Durch das Quellen des relativ trocken eingebrachten Bentonits wird der Lagerstollen komplett gefüllt. Das weitere Quellen des Bentonits erzeugt einen Quelldruck, der als Gegendruck gegenüber der Auflast des Gebirges wirkt und damit den Lagerstollen stabilisiert (mechanische Funktion). Da das Material vermutlich als kompaktierte trockene Bentonitpellets in die Lagerstollen eingebracht wird, besteht über die Wahl der Stärke der Kompaktion der Pellets (Trockenrohdichte) die Möglichkeit, den resultierenden maximalen Quelldruck einzustellen.

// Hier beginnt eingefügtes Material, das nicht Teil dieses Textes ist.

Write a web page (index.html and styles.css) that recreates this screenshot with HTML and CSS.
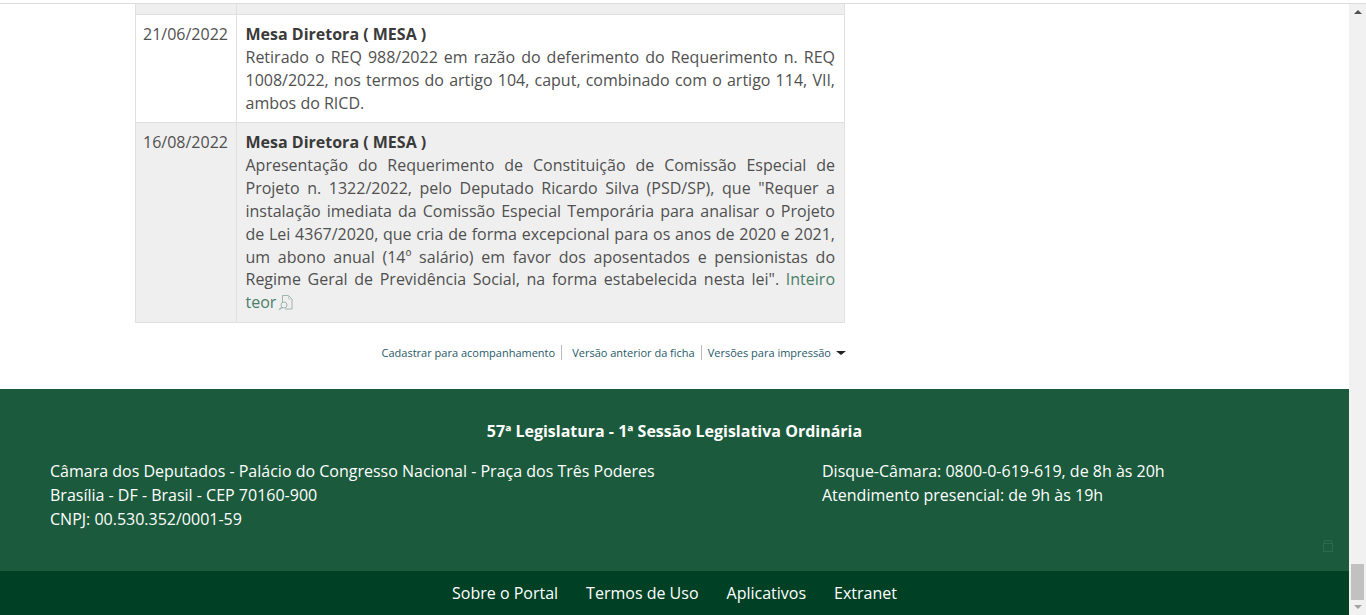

Die chemische Funktion des Bentonits besteht darin, dass die Mehrheit der radioaktiven Stoffe gut an der grossen Oberfläche der Tonminerale im Bentonit haftet. Dieser Vorgang wird als Sorption bezeichnet und reduziert die Ausbreitung der radioaktiven Stoffe. Berechnungen der Nagra (Nagra 2002) haben gezeigt, dass dadurch die meisten radioaktiven Stoffe bereits in der Bentonitschicht zerfallen.

Die Antworten auf die Teilfragen sind thematisch sortiert.

a und b)

Nach Verschluss der Lagerstollen ist der Porenraum im Bentonit zu einem geringen Anteil mit Wasser gefüllt. Über mehrere Jahrzehnte bis Jahrhunderte breitet sich Wasser aus dem Opalinuston in den Bentonit aus, so dass der Wassergehalt im Bentonit steigt und dieser quillt. Dadurch werden die Hohlräume zwischen den Bentonitpellets geschlossen und es entsteht schliesslich eine homogene Bentonitmasse. Mit dem weiteren Quellen des Bentonits steigt der Porenwasserdruck.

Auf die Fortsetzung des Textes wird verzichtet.